The Mayor of London claims that Britain may not leave the European Union's (EU) Single Market.

On the eve of the Labour Party Conference, which is being held at Brighton this week, Sadiq Khan said in an exclusive interview with The Guardian that people "shouldn't speak too soon" about a "hard" Brexit, which would result in the UK leaving the EU's Single Market and Customs Union.

He condemned Prime Minister Theresa May for failing to achieve a mandate to pull Britain out of the EU in its entirety during this year's general election. He urged her to "re-position the goal posts" in the face of a humiliating result.

The Tories may not provide the British people with the sort of EU exit people voted for

The Mayor of London said that it is Labour's job to provide credible opposition to the Government's "hard" Brexit plans.

He said he does not understand what the Prime Minister means by the phrase "Brexit means Brexit" and hinted the Tories may not provide the British people with the sort of EU exit they voted for during last year's referendum.

Criticising the Conservatives' plans to curb EU immigration once the UK has left, he said he is glad that the one million European citizens living in London will remain here.

Labour will fight for the Tories' plans for a "hard" Brexit

Meanwhile, Shadow Brexit Secretary Keir Starmer said that Labour will fight the Tories' plans for a "hard" Brexit, calling for a general election before negotiations are complete.

He said he wants to replace his opposite number, David Davis, and negotiate an EU exit that protects workers' rights and Single Market access.

He said the "penny has finally dropped" for the Government after they had got stuck in the first phase of discussions, with the Brexit talks likely to end after March 2019.

Mr.

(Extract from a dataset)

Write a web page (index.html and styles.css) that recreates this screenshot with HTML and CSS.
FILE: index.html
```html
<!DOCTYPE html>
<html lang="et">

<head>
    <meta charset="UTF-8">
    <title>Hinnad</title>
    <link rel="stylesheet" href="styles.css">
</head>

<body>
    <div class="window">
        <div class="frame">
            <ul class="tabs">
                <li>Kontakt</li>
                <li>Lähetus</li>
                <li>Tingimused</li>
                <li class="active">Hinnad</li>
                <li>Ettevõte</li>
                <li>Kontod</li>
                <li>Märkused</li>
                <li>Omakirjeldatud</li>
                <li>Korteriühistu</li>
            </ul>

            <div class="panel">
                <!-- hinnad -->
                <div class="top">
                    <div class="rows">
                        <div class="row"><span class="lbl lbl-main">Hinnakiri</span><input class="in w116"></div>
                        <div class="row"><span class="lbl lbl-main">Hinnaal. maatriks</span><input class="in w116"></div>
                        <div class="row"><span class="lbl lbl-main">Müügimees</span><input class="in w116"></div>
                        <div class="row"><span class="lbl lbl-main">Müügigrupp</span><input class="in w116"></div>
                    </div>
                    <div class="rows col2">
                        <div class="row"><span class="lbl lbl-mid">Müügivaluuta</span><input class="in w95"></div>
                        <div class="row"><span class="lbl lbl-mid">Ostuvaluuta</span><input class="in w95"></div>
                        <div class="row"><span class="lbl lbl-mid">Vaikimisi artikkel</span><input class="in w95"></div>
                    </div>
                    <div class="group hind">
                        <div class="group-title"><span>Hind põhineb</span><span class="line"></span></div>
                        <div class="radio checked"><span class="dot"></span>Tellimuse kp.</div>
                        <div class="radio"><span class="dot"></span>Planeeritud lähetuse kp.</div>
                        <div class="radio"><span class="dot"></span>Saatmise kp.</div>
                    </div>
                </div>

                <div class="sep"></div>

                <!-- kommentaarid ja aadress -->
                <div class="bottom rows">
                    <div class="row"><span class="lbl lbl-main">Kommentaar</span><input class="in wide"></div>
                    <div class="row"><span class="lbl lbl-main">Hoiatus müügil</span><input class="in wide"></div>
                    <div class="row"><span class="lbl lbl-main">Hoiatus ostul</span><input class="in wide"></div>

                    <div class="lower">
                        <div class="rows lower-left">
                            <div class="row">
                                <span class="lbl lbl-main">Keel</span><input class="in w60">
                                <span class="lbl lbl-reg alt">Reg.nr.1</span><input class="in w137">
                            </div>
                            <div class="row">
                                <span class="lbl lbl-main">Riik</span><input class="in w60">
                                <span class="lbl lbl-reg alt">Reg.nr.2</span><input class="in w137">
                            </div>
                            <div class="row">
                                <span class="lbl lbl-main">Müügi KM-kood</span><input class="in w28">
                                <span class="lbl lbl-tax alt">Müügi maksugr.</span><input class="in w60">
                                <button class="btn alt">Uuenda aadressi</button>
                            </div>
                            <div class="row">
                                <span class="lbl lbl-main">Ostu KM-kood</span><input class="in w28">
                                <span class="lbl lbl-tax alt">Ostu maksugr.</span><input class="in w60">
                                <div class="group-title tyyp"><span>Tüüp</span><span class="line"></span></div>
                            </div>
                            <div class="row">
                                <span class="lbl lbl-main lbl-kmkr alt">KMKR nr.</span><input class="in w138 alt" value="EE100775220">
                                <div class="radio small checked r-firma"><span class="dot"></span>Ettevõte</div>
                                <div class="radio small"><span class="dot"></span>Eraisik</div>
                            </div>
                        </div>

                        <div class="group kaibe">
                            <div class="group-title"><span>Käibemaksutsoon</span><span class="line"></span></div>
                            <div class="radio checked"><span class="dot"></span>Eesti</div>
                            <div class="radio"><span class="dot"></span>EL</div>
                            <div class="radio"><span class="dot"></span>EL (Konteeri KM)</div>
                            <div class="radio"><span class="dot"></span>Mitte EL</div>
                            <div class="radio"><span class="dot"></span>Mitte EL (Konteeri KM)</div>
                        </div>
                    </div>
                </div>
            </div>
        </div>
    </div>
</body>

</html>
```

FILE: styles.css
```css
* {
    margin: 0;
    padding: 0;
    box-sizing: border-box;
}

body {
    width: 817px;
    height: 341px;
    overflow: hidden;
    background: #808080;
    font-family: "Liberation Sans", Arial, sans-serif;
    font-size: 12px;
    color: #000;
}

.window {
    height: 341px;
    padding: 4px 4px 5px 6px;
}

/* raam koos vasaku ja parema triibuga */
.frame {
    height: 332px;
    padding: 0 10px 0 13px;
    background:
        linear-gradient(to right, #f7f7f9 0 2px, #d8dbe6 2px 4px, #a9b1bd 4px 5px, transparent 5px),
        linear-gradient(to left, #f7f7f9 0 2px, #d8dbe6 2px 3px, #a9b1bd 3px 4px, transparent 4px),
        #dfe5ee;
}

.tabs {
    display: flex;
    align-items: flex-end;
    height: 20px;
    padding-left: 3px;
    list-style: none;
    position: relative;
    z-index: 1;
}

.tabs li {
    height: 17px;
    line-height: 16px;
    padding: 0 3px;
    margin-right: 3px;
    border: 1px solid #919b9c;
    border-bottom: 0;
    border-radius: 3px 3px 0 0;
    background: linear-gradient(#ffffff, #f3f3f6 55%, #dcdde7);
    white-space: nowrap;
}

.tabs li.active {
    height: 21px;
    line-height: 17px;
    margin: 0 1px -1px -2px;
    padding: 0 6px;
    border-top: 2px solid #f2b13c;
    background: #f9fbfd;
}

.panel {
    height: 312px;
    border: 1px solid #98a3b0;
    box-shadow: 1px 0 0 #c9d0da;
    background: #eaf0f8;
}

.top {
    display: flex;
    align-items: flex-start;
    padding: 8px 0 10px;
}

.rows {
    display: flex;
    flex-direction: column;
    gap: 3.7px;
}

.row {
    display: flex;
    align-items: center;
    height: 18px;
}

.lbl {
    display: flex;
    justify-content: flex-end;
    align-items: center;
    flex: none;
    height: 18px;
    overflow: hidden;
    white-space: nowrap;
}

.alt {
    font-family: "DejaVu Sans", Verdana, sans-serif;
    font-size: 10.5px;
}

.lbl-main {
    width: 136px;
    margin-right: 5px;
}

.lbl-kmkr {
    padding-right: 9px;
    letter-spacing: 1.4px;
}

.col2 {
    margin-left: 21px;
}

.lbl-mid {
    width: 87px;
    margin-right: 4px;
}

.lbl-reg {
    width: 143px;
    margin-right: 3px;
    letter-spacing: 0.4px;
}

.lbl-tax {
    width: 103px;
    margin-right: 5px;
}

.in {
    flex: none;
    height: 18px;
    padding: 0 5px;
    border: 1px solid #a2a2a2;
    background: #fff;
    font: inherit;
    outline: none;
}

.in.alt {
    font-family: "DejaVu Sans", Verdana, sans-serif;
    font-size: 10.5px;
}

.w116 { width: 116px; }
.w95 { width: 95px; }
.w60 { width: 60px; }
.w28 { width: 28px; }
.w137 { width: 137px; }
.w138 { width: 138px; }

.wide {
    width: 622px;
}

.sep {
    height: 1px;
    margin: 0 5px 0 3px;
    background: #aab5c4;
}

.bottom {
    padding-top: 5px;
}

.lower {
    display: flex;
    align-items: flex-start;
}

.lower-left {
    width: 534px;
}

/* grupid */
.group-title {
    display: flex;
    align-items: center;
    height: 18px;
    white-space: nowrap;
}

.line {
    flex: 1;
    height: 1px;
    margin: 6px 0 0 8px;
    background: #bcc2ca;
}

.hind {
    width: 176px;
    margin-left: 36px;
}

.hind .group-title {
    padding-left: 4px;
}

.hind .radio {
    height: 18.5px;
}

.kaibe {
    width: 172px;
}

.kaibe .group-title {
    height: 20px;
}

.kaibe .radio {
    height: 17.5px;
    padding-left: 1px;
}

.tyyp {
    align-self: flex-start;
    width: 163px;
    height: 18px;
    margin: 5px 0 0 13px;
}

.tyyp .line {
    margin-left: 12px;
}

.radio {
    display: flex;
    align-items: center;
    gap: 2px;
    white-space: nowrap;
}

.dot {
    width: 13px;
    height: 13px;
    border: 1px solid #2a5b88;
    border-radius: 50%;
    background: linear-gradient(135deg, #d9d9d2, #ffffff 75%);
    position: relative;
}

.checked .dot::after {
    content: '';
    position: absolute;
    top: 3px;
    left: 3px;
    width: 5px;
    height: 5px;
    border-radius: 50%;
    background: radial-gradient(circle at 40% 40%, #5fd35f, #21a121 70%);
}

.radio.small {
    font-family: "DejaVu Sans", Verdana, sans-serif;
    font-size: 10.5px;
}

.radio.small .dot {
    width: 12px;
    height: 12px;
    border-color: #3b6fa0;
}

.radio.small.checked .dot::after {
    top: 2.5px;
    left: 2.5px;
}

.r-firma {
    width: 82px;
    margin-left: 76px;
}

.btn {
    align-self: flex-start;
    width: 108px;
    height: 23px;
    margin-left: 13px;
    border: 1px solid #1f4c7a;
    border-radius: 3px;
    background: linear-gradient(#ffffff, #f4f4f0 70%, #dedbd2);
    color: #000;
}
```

Starmer said he wants his party to continue to fight for the kind of relationship with Europe that Labour has always believed in, adding that his colleagues have united on a single position of a transitional period before Britain fully leaves the trading bloc.

He said Labour will continue to campaign for retaining the benefits of Single Market membership.

Chuka Umuna called his party to support permanent Single Market membership

Speaking at the same conference event the Shadow Brexit Secretary made his remarks, Chuka Umuna called for his party to support permanent Single Market membership.

He thanked Mr. Starmer for attempting to provide clear red water between Labour and Eurosceptic Tories, adding he understands the former lawyer does not have an easy job pleasing all wings of the Labour Party.

Shadow Chancellor John McDonnell weighed into the Brexit debate unfolding in Labour, saying that his party could be in favour of a "changed Single Market" with reforms to the free movement of people. He said European leaders may agree to changes which retained some benefits of EU membership.

The Shadow Chancellor said he understood that the current rules regarding the free movement of people were unfair as they allowed employers to underpay workers'. Mr. McDonnell's comments come as Labour Leader Jeremy Corbyn prepares to open up a debate at his party's conference on arguments from Labour members about what his party's Brexit position should be.

The Corbyn ally told ITV's Peston on Sunday that he sympathises with the reasons why thousands of Labour voters chose to leave the EU last year, adding that if his party can persuade Brussels to amend existing rules on the Single Market and the free movement of people, voters may change their minds on leaving.

He is optimistic that Labour could push for transforming the Single Market in its entirety, adding that his party could change the current four freedoms of service, capital, goods and people in its entirety.

Shadow Home Secretary Diane Abbott told Sky News she welcomed Mrs May's plans for a transitional Brexit, commending her for ignoring pressure from "hard" Brexiteers in her own Cabinet and party. She said she was content with the Prime Minister's plans.